Asia holds promise for water industry E-mail
Thursday, July 16, 2009

Snapshot of water market and business in Asia

Asia holds promise of big profits for water industry

Global water businesses are looking to Asia, where fast-growing cities and water management problems hold the promise of big profits.

Vietnam, Australia and China are top picks for water companies like Black & Veatch, Siemens Water Technologies and Veolia Water Solutions & Techologies, industry executives said at the "International Water Week" trade show held in Singapore last week.

The draw in Australia is the country's resource boom. In China and Vietnam, it is the burgeoning cities.

"There is fantastic growth potential in Asia due to the many issues of water shortages, water scarcity, plus the fact that more and more people are living in bigger cities," said Jean-Michel Herrewyn, chief executive of Veolia Water Solutions & Technologies, a unit of Veolia Environment, the world's largest listed water supplier.

The global water market, including waste-water treatment, desalination plant construction and water recycling, is estimated to be worth around $316 billion, the investment bank Morgan Stanley estimates. The bank expects private investment to play an increasingly critical role in the next few decades.

Last week, Marmon Water, a unit of Berkshire Hathaway's Marmon Group, opened a plant in Singapore to produce water filters. The factory, which will create more than 100 jobs, underscores Asia's emerging growth in the water industry.

"It's growing around 8 percent annually, and that makes it one of the faster-growing water markets in the world," said Charles Gordon, head of Asian operations for Siemens Water Technologies.

The region's water market is worth an estimated $120 billion a year, with desalination and water treatment segments growing at 12 percent to 15 percent, said Kerry Murphy of GE Water & Process Technologies, a unit of General Electric. Murphy said his company planned a presence in "nearly all countries in Asia" over the next three to five years through acquisitions and a direct sales model.

Len Rodman, chief executive of the U.S. water company Black & Veatch, announced at the show that his company had won $34 million in water projects in Asia. It tripled its revenues from the region to $170 million last year.

AmInvestment Bank of Malaysia and Konzen, a Singapore water company, also launched a water fund at "Water Week" in a bid to raise $320 million to invest in water assets in China and Southeast Asia.

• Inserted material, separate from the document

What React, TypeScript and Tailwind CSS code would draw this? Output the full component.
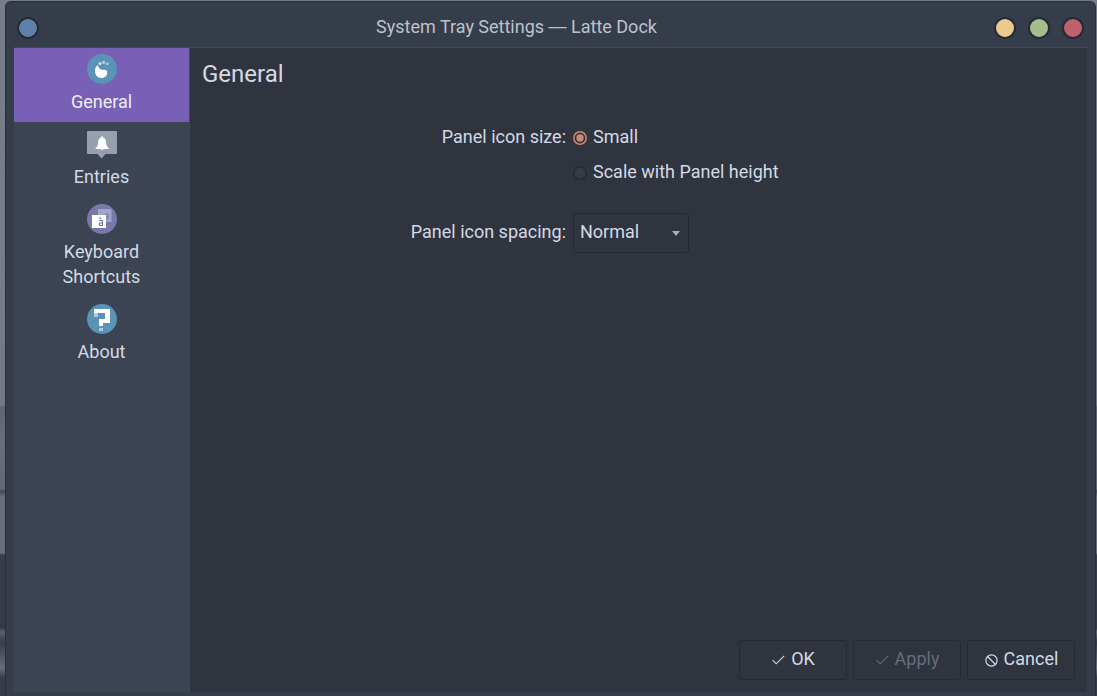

Some of the main drivers of Asia's growing water business are population growth, urbanization and industrialization.

China, which saw double-digit growth over the past few years, has fast-growing cities and a growing number of industrial hubs, increasing its need for more and better water management.

Hyflux, a Singapore water firm, is a big player in China's water industry, with a portfolio of 44 Chinese water assets worth 600 million Singapore dollars, or $441 million.

Sam Ong, the company's deputy chief executive, said that he expected annual growth in China of 20 percent to 40 percent and that Hyflux was looking to fund new plants.

"We are in a sweet spot right now targeting second-tier cities in China; the global guys aren't in this market, and the local players don't have the technological know-how," Ong said, referring to cities like Chengdu, Hefei, Xi'an and Xiamen.

Vietnam also faces high growth and expanding cities. Veolia Water would open its first office in the country within a few weeks, Herrewyn said.

The Vietnamese media also reported Friday that GE Infrastructure had been talking with Vietnamese companies about setting up a water filtering technology plant, citing the company's chief executive, John Rice.

Water firms are also focusing on Australia, where the combination of the worst drought in 100 years and a booming mining industry is pushing the country to invest heavily in water. Mining is a water-intensive industry because of the need to purify ore.

"Another growth area for us is Australia, as long as water resources are strained by everyone wanting to go into the mining and natural resource business," Rodman said.

But some executives cautioned that the bullish outlook in Asia could change quickly if economic growth stalls.

Another obstacle, Murphy said, is finding skilled laborers, including engineers, in a region where competition for such talent is very tight. "The fundamental challenge is people," Murphy said.